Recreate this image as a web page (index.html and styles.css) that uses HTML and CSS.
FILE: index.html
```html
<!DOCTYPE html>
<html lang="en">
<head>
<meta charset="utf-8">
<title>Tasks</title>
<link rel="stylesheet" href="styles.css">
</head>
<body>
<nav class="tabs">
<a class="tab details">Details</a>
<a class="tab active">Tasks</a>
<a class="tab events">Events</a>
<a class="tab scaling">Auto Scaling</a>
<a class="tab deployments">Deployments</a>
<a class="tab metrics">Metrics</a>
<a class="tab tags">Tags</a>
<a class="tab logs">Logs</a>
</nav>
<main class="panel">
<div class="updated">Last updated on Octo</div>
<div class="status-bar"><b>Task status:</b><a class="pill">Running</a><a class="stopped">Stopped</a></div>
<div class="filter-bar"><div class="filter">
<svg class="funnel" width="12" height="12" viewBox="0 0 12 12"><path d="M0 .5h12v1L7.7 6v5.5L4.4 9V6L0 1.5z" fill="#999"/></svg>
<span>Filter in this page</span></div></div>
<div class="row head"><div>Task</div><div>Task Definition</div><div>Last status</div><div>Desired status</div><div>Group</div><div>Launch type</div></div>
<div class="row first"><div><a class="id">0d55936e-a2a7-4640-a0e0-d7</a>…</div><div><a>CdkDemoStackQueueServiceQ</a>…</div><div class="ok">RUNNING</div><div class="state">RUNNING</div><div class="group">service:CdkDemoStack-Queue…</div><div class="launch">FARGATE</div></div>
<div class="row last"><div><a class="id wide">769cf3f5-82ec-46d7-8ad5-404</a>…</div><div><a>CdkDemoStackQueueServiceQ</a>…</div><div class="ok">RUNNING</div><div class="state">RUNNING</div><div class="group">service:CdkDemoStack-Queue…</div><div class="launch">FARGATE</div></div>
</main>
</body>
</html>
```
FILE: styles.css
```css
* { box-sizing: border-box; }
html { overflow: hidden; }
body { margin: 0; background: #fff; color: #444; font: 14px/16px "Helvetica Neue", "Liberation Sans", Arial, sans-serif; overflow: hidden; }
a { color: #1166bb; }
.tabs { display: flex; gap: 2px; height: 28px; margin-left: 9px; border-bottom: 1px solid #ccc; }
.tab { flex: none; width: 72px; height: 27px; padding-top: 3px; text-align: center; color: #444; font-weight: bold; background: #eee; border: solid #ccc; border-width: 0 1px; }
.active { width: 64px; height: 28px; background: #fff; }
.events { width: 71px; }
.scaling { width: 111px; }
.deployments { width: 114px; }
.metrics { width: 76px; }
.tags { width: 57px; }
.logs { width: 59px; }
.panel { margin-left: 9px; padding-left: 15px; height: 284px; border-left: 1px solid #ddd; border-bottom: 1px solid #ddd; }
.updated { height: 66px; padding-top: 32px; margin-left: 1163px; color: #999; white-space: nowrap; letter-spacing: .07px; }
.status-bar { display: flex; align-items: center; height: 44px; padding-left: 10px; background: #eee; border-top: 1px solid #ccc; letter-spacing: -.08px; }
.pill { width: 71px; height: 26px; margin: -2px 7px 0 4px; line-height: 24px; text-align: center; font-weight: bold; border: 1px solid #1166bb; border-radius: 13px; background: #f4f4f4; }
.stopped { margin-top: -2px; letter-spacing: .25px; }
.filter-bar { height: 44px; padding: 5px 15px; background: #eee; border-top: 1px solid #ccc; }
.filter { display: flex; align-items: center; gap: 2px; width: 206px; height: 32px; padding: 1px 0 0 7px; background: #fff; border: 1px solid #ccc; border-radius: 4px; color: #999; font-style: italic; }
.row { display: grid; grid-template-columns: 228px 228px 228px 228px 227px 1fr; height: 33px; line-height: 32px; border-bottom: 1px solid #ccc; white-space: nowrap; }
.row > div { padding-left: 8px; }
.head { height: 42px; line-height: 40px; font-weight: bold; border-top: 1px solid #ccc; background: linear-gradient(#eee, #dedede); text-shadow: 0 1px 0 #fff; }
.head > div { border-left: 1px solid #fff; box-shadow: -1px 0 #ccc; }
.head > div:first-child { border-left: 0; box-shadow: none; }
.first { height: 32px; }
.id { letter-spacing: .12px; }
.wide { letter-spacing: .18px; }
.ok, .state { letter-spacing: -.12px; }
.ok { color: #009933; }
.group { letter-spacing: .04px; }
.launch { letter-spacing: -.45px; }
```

....................

**EXERCISE**
Print the whole listing again, exactly.

**ANSWER TO THE TASK**
Recreate this image as a web page (index.html and styles.css) that uses HTML and CSS.
FILE: index.html
```html
<!DOCTYPE html>
<html lang="en">
<head>
<meta charset="utf-8">
<title>Tasks</title>
<link rel="stylesheet" href="styles.css">
</head>
<body>
<nav class="tabs">
<a class="tab details">Details</a>
<a class="tab active">Tasks</a>
<a class="tab events">Events</a>
<a class="tab scaling">Auto Scaling</a>
<a class="tab deployments">Deployments</a>
<a class="tab metrics">Metrics</a>
<a class="tab tags">Tags</a>
<a class="tab logs">Logs</a>
</nav>
<main class="panel">
<div class="updated">Last updated on Octo</div>
<div class="status-bar"><b>Task status:</b><a class="pill">Running</a><a class="stopped">Stopped</a></div>
<div class="filter-bar"><div class="filter">
<svg class="funnel" width="12" height="12" viewBox="0 0 12 12"><path d="M0 .5h12v1L7.7 6v5.5L4.4 9V6L0 1.5z" fill="#999"/></svg>
<span>Filter in this page</span></div></div>
<div class="row head"><div>Task</div><div>Task Definition</div><div>Last status</div><div>Desired status</div><div>Group</div><div>Launch type</div></div>
<div class="row first"><div><a class="id">0d55936e-a2a7-4640-a0e0-d7</a>…</div><div><a>CdkDemoStackQueueServiceQ</a>…</div><div class="ok">RUNNING</div><div class="state">RUNNING</div><div class="group">service:CdkDemoStack-Queue…</div><div class="launch">FARGATE</div></div>
<div class="row last"><div><a class="id wide">769cf3f5-82ec-46d7-8ad5-404</a>…</div><div><a>CdkDemoStackQueueServiceQ</a>…</div><div class="ok">RUNNING</div><div class="state">RUNNING</div><div class="group">service:CdkDemoStack-Queue…</div><div class="launch">FARGATE</div></div>
</main>
</body>
</html>
```
FILE: styles.css
```css
* { box-sizing: border-box; }
html { overflow: hidden; }
body { margin: 0; background: #fff; color: #444; font: 14px/16px "Helvetica Neue", "Liberation Sans", Arial, sans-serif; overflow: hidden; }
a { color: #1166bb; }
.tabs { display: flex; gap: 2px; height: 28px; margin-left: 9px; border-bottom: 1px solid #ccc; }
.tab { flex: none; width: 72px; height: 27px; padding-top: 3px; text-align: center; color: #444; font-weight: bold; background: #eee; border: solid #ccc; border-width: 0 1px; }
.active { width: 64px; height: 28px; background: #fff; }
.events { width: 71px; }
.scaling { width: 111px; }
.deployments { width: 114px; }
.metrics { width: 76px; }
.tags { width: 57px; }
.logs { width: 59px; }
.panel { margin-left: 9px; padding-left: 15px; height: 284px; border-left: 1px solid #ddd; border-bottom: 1px solid #ddd; }
.updated { height: 66px; padding-top: 32px; margin-left: 1163px; color: #999; white-space: nowrap; letter-spacing: .07px; }
.status-bar { display: flex; align-items: center; height: 44px; padding-left: 10px; background: #eee; border-top: 1px solid #ccc; letter-spacing: -.08px; }
.pill { width: 71px; height: 26px; margin: -2px 7px 0 4px; line-height: 24px; text-align: center; font-weight: bold; border: 1px solid #1166bb; border-radius: 13px; background: #f4f4f4; }
.stopped { margin-top: -2px; letter-spacing: .25px; }
.filter-bar { height: 44px; padding: 5px 15px; background: #eee; border-top: 1px solid #ccc; }
.filter { display: flex; align-items: center; gap: 2px; width: 206px; height: 32px; padding: 1px 0 0 7px; background: #fff; border: 1px solid #ccc; border-radius: 4px; color: #999; font-style: italic; }
.row { display: grid; grid-template-columns: 228px 228px 228px 228px 227px 1fr; height: 33px; line-height: 32px; border-bottom: 1px solid #ccc; white-space: nowrap; }
.row > div { padding-left: 8px; }
.head { height: 42px; line-height: 40px; font-weight: bold; border-top: 1px solid #ccc; background: linear-gradient(#eee, #dedede); text-shadow: 0 1px 0 #fff; }
.head > div { border-left: 1px solid #fff; box-shadow: -1px 0 #ccc; }
.head > div:first-child { border-left: 0; box-shadow: none; }
.first { height: 32px; }
.id { letter-spacing: .12px; }
.wide { letter-spacing: .18px; }
.ok, .state { letter-spacing: -.12px; }
.ok { color: #009933; }
.group { letter-spacing: .04px; }
.launch { letter-spacing: -.45px; }
```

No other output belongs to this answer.